The 1993 Operation in Mogadishu was a failure primarily due to a single grain of sand, this coming in the form of foreign aid coming from al-Qaeda. Beginning in 1992, Osama Bin Laden sent members of the foreign terrorist group to train Somali militiamen in their fight against the Americans and UN forces, training the fighters specifically in how to operate RPGs.[li] While some experts on the conflict have argued al-Qaeda’s support was not integral to the outcome, I believe that al-Qaeda’s aiding and providing of training was immensely important as it is well-known that the Somali militia was, “small, disorganized, and ill-equipped…undisciplined”[lii] and that the RPGs proved highly important to the clan’s success.

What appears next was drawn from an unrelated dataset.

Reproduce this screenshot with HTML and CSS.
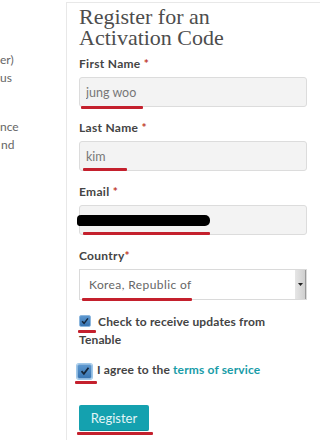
FILE: index.html
```html
<!DOCTYPE html>
<html lang="en">
<head>
    <meta charset="UTF-8">
    <meta name="viewport" content="width=device-width, initial-scale=1.0">
    <title>Register for an Activation Code</title>
    <link rel="stylesheet" href="styles.css">
</head>
<body>
    <div class="page">
        <!-- left column, cut off by the window -->
        <div class="side">
            <p class="side-line">er)</p>
            <p class="side-line">us</p>
            <p class="side-line gap">nce</p>
            <p class="side-line indent">nd</p>
        </div>

        <div class="main">
            <h1>Register for an Activation Code</h1>

            <form class="form" onsubmit="return false">
                <div class="field">
                    <label for="first">First Name <span class="req">*</span></label>
                    <input type="text" id="first" value="jung woo">
                    <span class="mark mark-first"></span>
                </div>

                <div class="field">
                    <label for="last">Last Name <span class="req">*</span></label>
                    <input type="text" id="last" value="kim">
                    <span class="mark mark-last"></span>
                </div>

                <div class="field">
                    <label for="email">Email <span class="req">*</span></label>
                    <input type="text" id="email" value="">
                    <span class="redact"></span>
                    <span class="mark mark-email"></span>
                </div>

                <div class="field">
                    <label>Country<span class="req">*</span></label>
                    <div class="select">
                        <span class="select-text">Korea, Republic of</span>
                        <span class="select-bar">
                            <svg width="5" height="3" viewBox="0 0 5 3"><path d="M0 0h5L2.5 3z" fill="#222"/></svg>
                        </span>
                    </div>
                    <span class="mark mark-country"></span>
                </div>

                <div class="check-row">
                    <span class="box">
                        <svg width="12" height="12" viewBox="0 0 12 12"><path d="M2.5 6.2l2.4 2.6 4.6-6" fill="none" stroke="#16263a" stroke-width="1.8"/></svg>
                    </span>
                    <span class="check-text">Check to receive updates from Tenable</span>
                    <span class="mark mark-check1"></span>
                </div>

                <div class="check-row agree">
                    <span class="box focus">
                        <svg width="12" height="12" viewBox="0 0 12 12"><path d="M2.5 6.2l2.4 2.6 4.6-6" fill="none" stroke="#16263a" stroke-width="1.8"/></svg>
                    </span>
                    <span class="check-text">I agree to the <a href="#">terms of service</a></span>
                    <span class="mark mark-check2"></span>
                </div>

                <div class="actions">
                    <button type="submit">Register</button>
                    <span class="mark mark-button"></span>
                </div>
            </form>
        </div>
    </div>
</body>
</html>
```

FILE: styles.css
```css
body {
    margin: 0;
    font-family: Lato, "Liberation Sans", sans-serif;
    color: #444;
    background-color: #fff;
}
.page {
    display: flex;
    min-height: 440px;
}

/* left column */
.side {
    width: 66px;
    overflow: hidden;
    padding-top: 51px;
    font-size: 12px;
    color: #666;
}
.side-line {
    margin: 0;
    line-height: 17.5px;
    white-space: nowrap;
}
.side-line.gap {
    margin-top: 32px;
}
.side-line.indent {
    padding-left: 1px;
}

/* main column */
.main {
    flex: 1;
    margin-top: 2px;
    border-left: 1px solid #e8e8e8;
    border-top: 1px solid #e8e8e8;
    padding: 0 13px 0 12px;
}
h1 {
    font-family: "Liberation Serif", serif;
    font-weight: normal;
    font-size: 22px;
    line-height: 21px;
    color: #4d4d4d;
    margin: 3px 0 8px;
    width: 160px;
}

.field {
    position: relative;
    margin-bottom: 13px;
}
label {
    display: block;
    font-size: 12px;
    font-weight: bold;
    letter-spacing: 0.3px;
    line-height: 16px;
    color: #444;
    margin-bottom: 5px;
}
.req {
    color: #c0392b;
}
input[type="text"] {
    display: block;
    box-sizing: border-box;
    width: 100%;
    height: 30px;
    padding: 0 6px;
    font-family: Lato, sans-serif;
    font-size: 12.5px;
    color: #777;
    background-color: #f3f3f3;
    border: 1px solid #dcdcdc;
    border-radius: 3px;
}

/* country list box */
.select {
    display: flex;
    height: 31px;
    box-sizing: border-box;
    border: 1px solid #dadada;
    background-color: #fff;
}
.select-text {
    flex: 1;
    padding-left: 9px;
    line-height: 29px;
    font-size: 12px;
    letter-spacing: 0.4px;
    color: #666;
}
.select-bar {
    width: 10px;
    display: flex;
    align-items: center;
    justify-content: center;
    background: linear-gradient(to right, #e6e6e6, #cfcfcf);
    border-right: 1px solid #9a9a9a;
}

/* black box over the e-mail */
.redact {
    position: absolute;
    left: -2px;
    top: 31px;
    width: 133px;
    height: 11px;
    background-color: #000;
    border-radius: 4px 5px 5px 3px;
}

/* checkboxes */
.check-row {
    position: relative;
    font-size: 12px;
    font-weight: bold;
    letter-spacing: 0.15px;
    line-height: 18px;
    color: #444;
    margin-top: 13px;
}
.check-row.agree {
    margin-top: 12px;
}
.box {
    display: inline-flex;
    align-items: center;
    justify-content: center;
    width: 12px;
    height: 12px;
    box-sizing: border-box;
    vertical-align: -1px;
    margin-right: 4px;
    background: linear-gradient(#5c97cf, #3a76b3);
    border: 1px solid #8db7de;
    border-radius: 2px;
}
.box.focus {
    width: 15px;
    height: 15px;
    margin-left: -2px;
    margin-right: 2px;
    vertical-align: -3px;
    box-shadow: 0 0 0 1px #9fc8ea;
}
.check-text a {
    color: #189ca8;
    text-decoration: none;
}

.actions {
    position: relative;
    margin-top: 26px;
}
button {
    width: 70px;
    height: 26px;
    padding: 0;
    font-family: Lato, sans-serif;
    font-size: 13px;
    color: #e2f5f7;
    background-color: #14a1af;
    border: none;
    border-bottom: 1px solid #0f8894;
    border-radius: 2px;
    cursor: pointer;
}

/* red marks drawn over the screenshot */
.mark {
    position: absolute;
    height: 3px;
    background-color: #c4202d;
    border-radius: 1px;
}
.mark-first { left: 2px; top: 50px; width: 62px; }
.mark-last { left: 4px; top: 48px; width: 44px; }
.mark-email { left: 4px; top: 48px; width: 127px; }
.mark-country { left: 3px; top: 50px; width: 110px; }
.mark-check1 { left: -1px; top: 17px; width: 18px; }
.mark-check2 { left: -4px; top: 20px; width: 22px; }
.mark-button { left: -2px; top: 27px; width: 76px; }
```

Normally, the providing of foreign aid (considering the time frame and scale of involvement) is inconsequential to the overall outcome of a national-level foreign policy or military goal. In this case, however, having a situation exacerbated by a lack of military communication, poor timing[liii], a lack of military support, and finally an unformulated policy[liv] resulted in the foreign aid becoming that lone grain of sand which tipped the battle in favor of the Somali militia which resulted in the Americans and United Nations pulling out from the country and essentially leaving the country to their own devices.
Conclusion
The Sand Pile theory is a masterful theoretical framework that allows military operations and entire national security issues to be examined carefully and in consideration with a variety of factors including the history of a nation, the behaviors of individual persons, general human fallibility, poorly thought out foreign policy and military operations, and other seemingly innocuous events, one can be able to see just how important the Sand Pile is in researching national security studies. It allows researchers the ability to see minute details which seriously changed the outcome of a given situation and were important in influencing the public at large.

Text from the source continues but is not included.